TODAY

29 aprile

Oggi, ma nel 1985, da Roma, su Rai due, alle 23, veniva mandata in onda la prima delle 32 puntate della trasmissione televisiva Quelli della notte, di e con Renzo Arbore. Era destinata a rivoluzionare le abitudini degli italiani, che normalmente si trovavano la fine delle programmazioni della televisione di Stato dopo l'ultimo telegiornale della sera. Arbore, che era anche il regista e l'ideatore dello spettacolo pensato con Ugo Porcelli, voleva portare sul piccolo schermo lo spirito goliardico già sperimentato con estremo successo nella trasmissione radiofonica Alto gradimento. A cominciare dalla sigla, scritta dallo stesso Arbore - che la cantava anche- con Claudio Mattone e che era destinata a rimanere impressa nella mente degli italiani oltre che nella storia nazional popolare del Belpaese fin dalle prime battute. Che erano queste: "Ogni giorno la vita/E' una grande corrida/(Ma la notte no!)/Ho il morale un po' grigio/Non c'é più il dentifricio/(Ma la notte no!)/Ogni giorno è una lotta/Chi sta sopra e chi sotta/(Ma la notte no!)/Il mattino è un po' grigio/Se non c'è il dentifricio/(Ma la notte no!)/Tu ti guardi allo specchio/E ti sputi in un occhio/(Ma la notte no!)/Poi comincia il lavoro/E dimentichi il cuoro/(Ma la notte no!)/Parli sempre e soltanto/Delle cose importanti/(Ma la notte no!)/E ti perdi la stima/Se non trovi la rima/(Ma la notte no!)/Ti distrugge lo stress/E dimentichi il sess/(Ma la notte no!)Che stress, che stress/Che stress di giorno/(Ma la notte n/o!)/Che stress, che stress/Che stress di giorno/(Ma la notte no!)/Che stress, che stress/Che stress di giorno/(Ma la notte no!) [...]".

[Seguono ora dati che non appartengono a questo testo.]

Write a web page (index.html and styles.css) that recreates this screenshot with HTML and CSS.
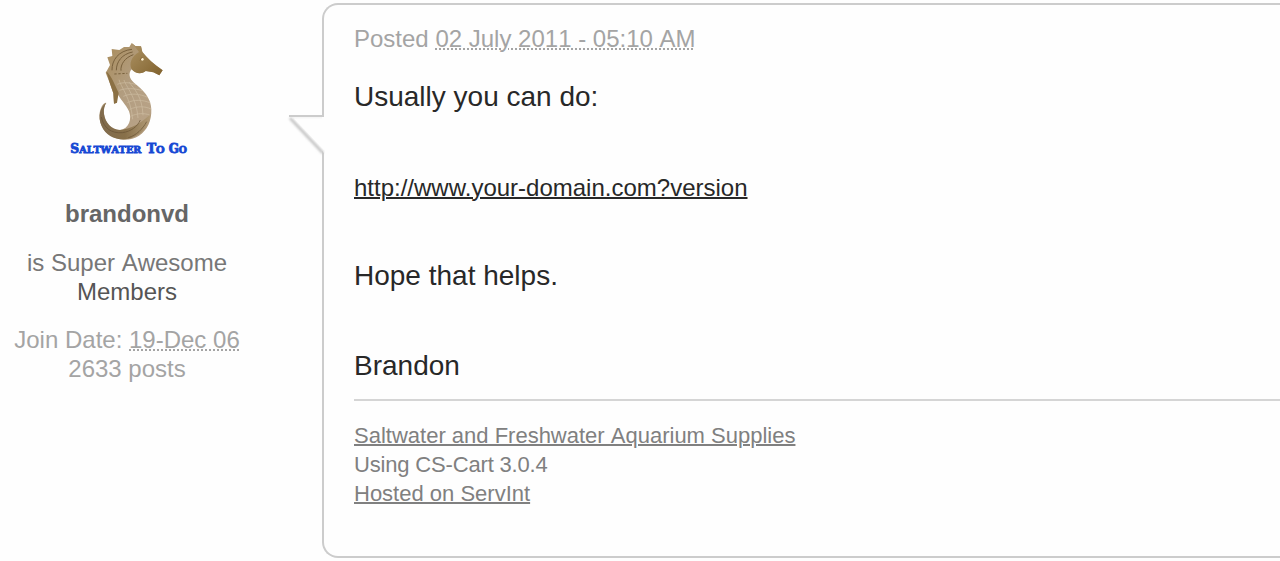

La canzone, come le espressioni che usciranno da quella trasmissione laboratorio finiranno per influenzare il pensiero ed i modi di dire degli italiani. Come il famigerato slogan "separati in casa", di Pazzaglia. Oppure l'ovvio "Meglio essere ricchi e in salute che poveri e malati", di Catalano. O ancora il "Non capisco ma mi adeguo", di Ferrini. Altra caratteristica della creatura di Arbore era la quasi totale improvvisazione degli sketch, che si susseguivano tra nonsense e satira alla società, al mondo dello spettacolo, alla politica, con una sarabanda di personaggi surreali (nella foto, particolare). 

Nella maggior parte si trattava di esordienti, almeno nel contesto tv: Riccardo Pazzaglia, il filosofo partenopeo esperto di brodo primordiale, impegnato nel disperato tentativo di alzare il livello della trasmissione; Massimo Catalano, trombettista jazz e intellettuale viveur caprese dai ragionamenti lapalissiani; Nino Frassica infagottato nella tonaca di frate Antonino da Scasazza con i suoi improbabili nanetti, ovvero gli aneddoti, che sarebbero dovuti essere illuminanti, ma che invece lasciavano perplessi; Maurizio Ferrini, strambo rappresentante romagnolo di pedalò della ditta Cesenautica e comunista integerrimo dalle inclinazioni filosovietiche che vantava di poter svelare chissà quali segreti della Russia; i comici Simona Marchini, Marisa Laurito, Giorgio Bracardi che rappresentavano la garanzia di siparietti indimenticabili ed esilaranti; il lookologo Roberto D'Agostino che sfoderava i risvolti dell'edonismo reaganiano e non solo; il fine musicologo Dario Salvatori; Harmand, ovvero Andy Luotto travestito da arabo, che se ne usciva con polemiche infinite sciorinate in una lingua inesistente e che, a seguito della protesta dell'Associazione musulmani italiani nonché di minacce personali di morte, sarà costretto ad abbandonare quel personaggio. Solo nella prima settimana la trasmissione verrà seguita da 800mila telespettatori. Il 22 maggio successivo supererà i 2 milioni. Il 7 giugno 1985 lo share sarà del 51 per cento, ovvero oltre la metà dei televisori accesi d'Italia seguirà Quelli della notte. Un record.